I am scared and I do not know how to move on. How do I stop blaming myself, is it my fault? Am I bad because I allowed 🧿 to use me in ways that hurt others? I could not see what they were doing and I feel played, I feel miserable and ashamed with myself because of 🧿, I cry because I know my actions under their influence were not good, I feel like I was setting myself on fire to keep them warm. I am scared of this happening again with other people, I do not know how to get people to stop hurting me like this, how do I get them to stop preying on me? I have tried to isolate, I have tried to learn how to be not nice, I have tried to be a different person, I have tried constantly stating my boundaries, ghosting harmful people committed to misunderstanding me, it does not work.

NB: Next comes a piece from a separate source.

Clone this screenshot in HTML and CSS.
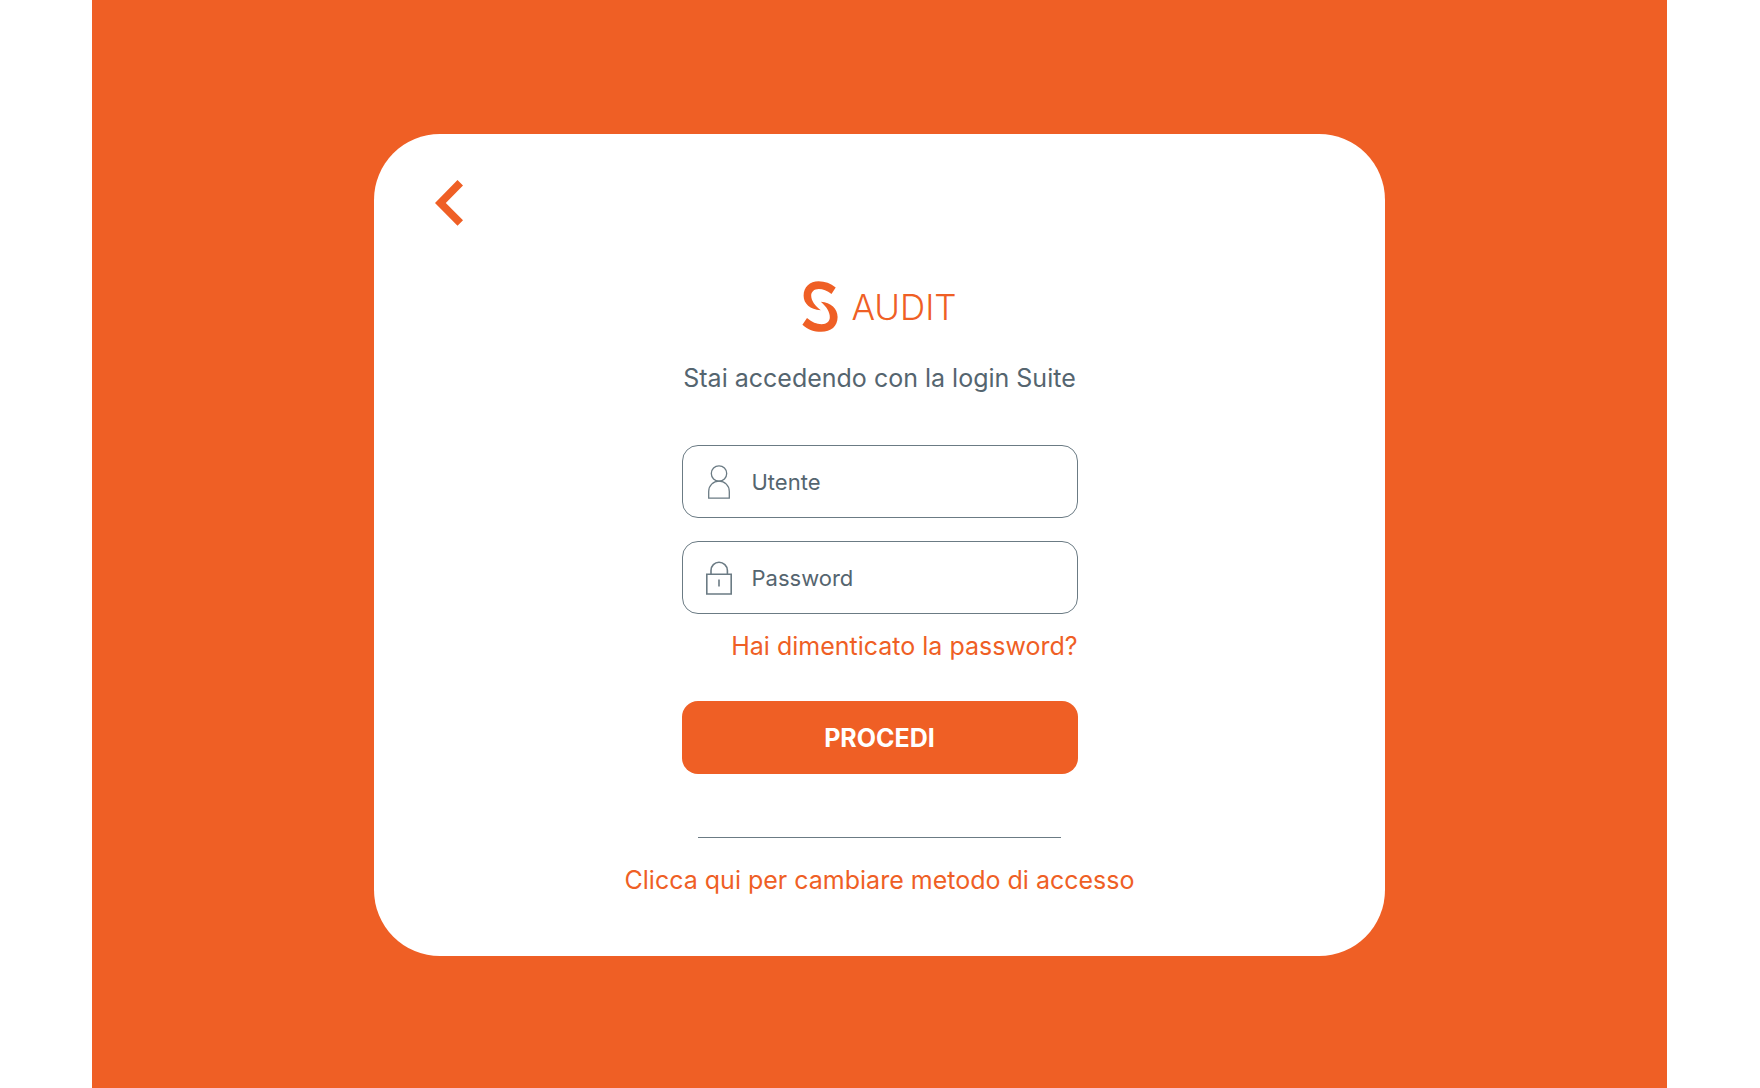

I was fragile before 🧿 in my friendships due to having no stable or healthy relationships growing up. I felt I had a close friend for a while and then it turned out it was not what I thought, I feel I hurt that friend with my ignorance on what friendships were supposed to be and with my immaturity. I am sorry for hurting them. I have actively worked since that time to do and be a better person and heal.


In my life I have not had the ability to build stable friendships. Both my parents were military, we moved and I changed schools every couple of years, I feel I was always in fight or flight, I was constantly bullied, I have always had problems trusting people and knowing what to do in social situations as someone who has endured multiple reoccurring traumas and as someone who is autistic.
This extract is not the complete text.